Some say Jesus doesn’t ask anything in return. But the parable of the talents teaches otherwise. Jesus expects us to do something with what He has given us. The kingdom of God is build upon the fact that those who have freely received will freely give (Mat. 10:8). Those who have been redeemed are to become instruments of redemption in the hands of God. Give God the return He deserves for His investment in your life. Give Him obedience. Give Him glory. Give Him witness. Give Him worship. If God can trust you with His initial investment then He can trust you with more. He promised that if we could be faith in little, then He would trust us with much (Luke 19:17).
Do you want to see God’s miracles in your life? Then we need to consider the principle of return. We need to be honest with ourselves and ask if God’s investment in our lives has resulted in Him getting the glory, in Him getting our witness, in Him getting our obedience in Him getting our worship.

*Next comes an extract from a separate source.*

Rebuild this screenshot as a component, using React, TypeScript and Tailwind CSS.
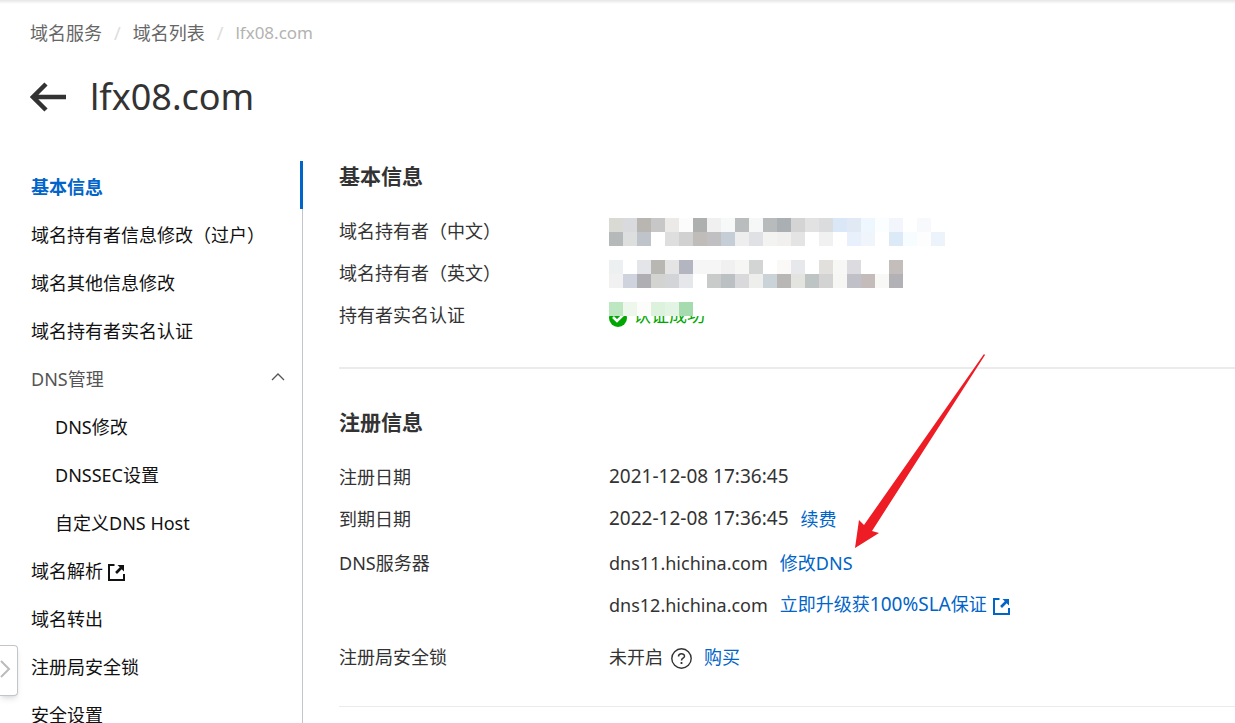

In the parable of the talents, the man who did nothing with the investment given him lost all that he had and it was given to another who did something with the investment. I don’t intend to forfeit my blessing. I don’t intend to loss what has been given to me. I want more of God, more of His presence, more of His power, more of Him in my life. I want to be found faithful and to be someone whom He can trust to give Him a good return on the miracles He performs in my life.
What has God gotten in return from the investment He has made in your life? Are you ready to witness? Are you ready to worship? Or are you hear today and feel the need to wash in the water by the Word? Maybe you need a refreshing and renewing of your vision. Whatever you need today I’m here to tell you that if God can get it through you, He can get it to you. Are you ready?